I woke up the next day, the election had been certified and I had to go to school I remember everyone was off that day nobody really knew what they just witnessed I remember walking into my AP Comparative Government class. Nobody wanted to talk about what happened the day before. What was usually a fun, light class quickly went dull we tried to lighten up the mood and joke about Trump getting banned on Twitter yet that put a sour taste in all of our mouths and we continued on with our studies and waited to see what more information would come out. That day I truly realized the world would not wait on anybody no matter how horrific something was the world kept spinning it wouldn’t stop.

It has been a year since that event took place, I quite honestly is still shocked something like that happened. I watched on the anniversary as Vice President Harris and President Biden spoke in the same room where many insurrectionists were. A sense of hope started to ooze out of me, I look back at what we have been through as a nation. No matter the threat or dark obstacle we face as country we always seem to get through it stronger than we have before.

President Biden delivers remarks on the anniversary of Jan. 6(Photo: Drew Angerer/Getty Images)

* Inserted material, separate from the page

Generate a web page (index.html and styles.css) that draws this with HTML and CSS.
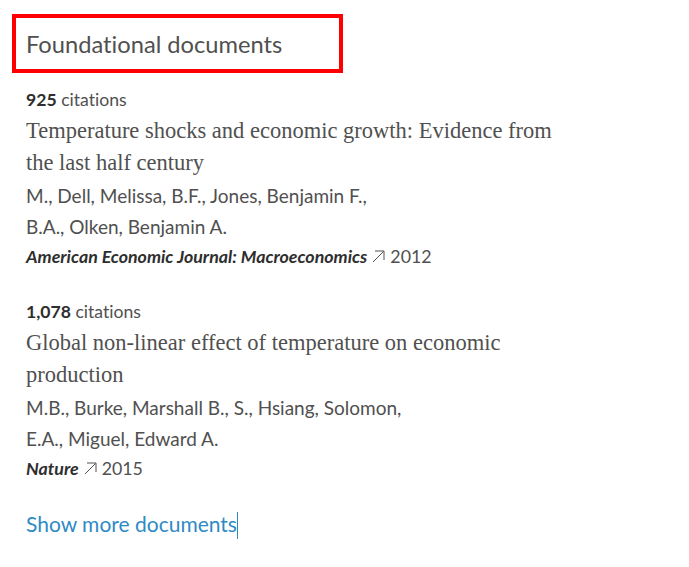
FILE: index.html
```html
<!DOCTYPE html>
<html lang="en">
<head>
<meta charset="UTF-8">
<meta name="viewport" content="width=device-width, initial-scale=1.0">
<title>Foundational documents</title>
<link rel="stylesheet" href="styles.css">
</head>
<body>

<div class="panel">
    <div class="heading-box">
        <h2>Foundational documents</h2>
    </div>

    <ul class="doc-list">
        <li class="doc">
            <div class="cites"><b>925</b> citations</div>
            <div class="doc-title">Temperature shocks and economic growth: Evidence from the last half century</div>
            <div class="authors">M., Dell, Melissa, B.F., Jones, Benjamin F.,<br>B.A., Olken, Benjamin A.</div>
            <div class="source">
                <i>American Economic Journal: Macroeconomics</i>
                <svg class="ext" width="13" height="13" viewBox="0 0 13 13"><path d="M1 12 L11.5 1.5 M3 1 H12 V10" fill="none" stroke="#505050" stroke-width="1"/></svg>
                2012
            </div>
        </li>
        <li class="doc">
            <div class="cites"><b>1,078</b> citations</div>
            <div class="doc-title">Global non-linear effect of temperature on economic production</div>
            <div class="authors">M.B., Burke, Marshall B., S., Hsiang, Solomon,<br>E.A., Miguel, Edward A.</div>
            <div class="source">
                <i>Nature</i>
                <svg class="ext" width="13" height="13" viewBox="0 0 13 13"><path d="M1 12 L11.5 1.5 M3 1 H12 V10" fill="none" stroke="#505050" stroke-width="1"/></svg>
                2015
            </div>
        </li>
    </ul>

    <div class="more-row">
        <a class="more" href="#">Show more documents</a><span class="caret"></span>
    </div>
</div>

</body>
</html>
```

FILE: styles.css
```css
body {
    margin: 0;
    background-color: #fff;
    font-family: Lato, "Open Sans", Arial, sans-serif;
    font-variant-ligatures: none;
    color: #505050;
}

.panel {
    padding: 14px 0 0 12px;
}

.heading-box {
    width: 313px;
    height: 51px;
    border: 4px solid #f00;
    padding-left: 10px;
    display: flex;
    align-items: center;
}

h2 {
    margin: 0;
    font-size: 23.7px;
    font-weight: normal;
    color: #505050;
}

.doc-list {
    list-style: none;
    margin: 14px 0 0 0;
    padding: 0 0 0 14px;
    width: 535px;
}

.doc {
    margin-bottom: 28px;
}

.cites {
    font-size: 17.6px;
    line-height: 26px;
}

.cites b {
    color: #2e2e2e;
}

.doc-title {
    font-family: "Liberation Serif", serif;
    font-size: 22.5px;
    line-height: 32px;
    margin-top: 2px;
}

.authors {
    font-size: 19px;
    line-height: 30.5px;
    margin-top: 2px;
}

.source {
    font-size: 17.8px;
    line-height: 29px;
    display: flex;
    align-items: center;
    gap: 5px;
}

.source i {
    font-weight: bold;
    color: #2e2e2e;
}

.more-row {
    margin-top: 4px;
    padding-left: 14px;
}

.more {
    font-size: 21px;
    color: #2e8ac6;
    text-decoration: none;
}

.caret {
    display: inline-block;
    width: 1px;
    height: 27px;
    background-color: #2e8ac6;
    vertical-align: -7px;
}
```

Every generation of Americans live through a piece of history, they learn from it. What they experience through it shapes their view they end up fighting for that view and echo it down to future generations to not have history repeat itself. On that dark day we saw how fragile democracy is even in the most powerful nation in the world. What President Biden says a “web of lies” wraps itself around the pillar of democracy, it starts to chip away at it and it erodes very quickly. So what will I be echoing down to future generations and to even some of my own? Democracy is fragile, no matter what side of the aisle you reside on yet together we make it strong. We must remember it takes two hands to pull the dagger away from the throat of democracy.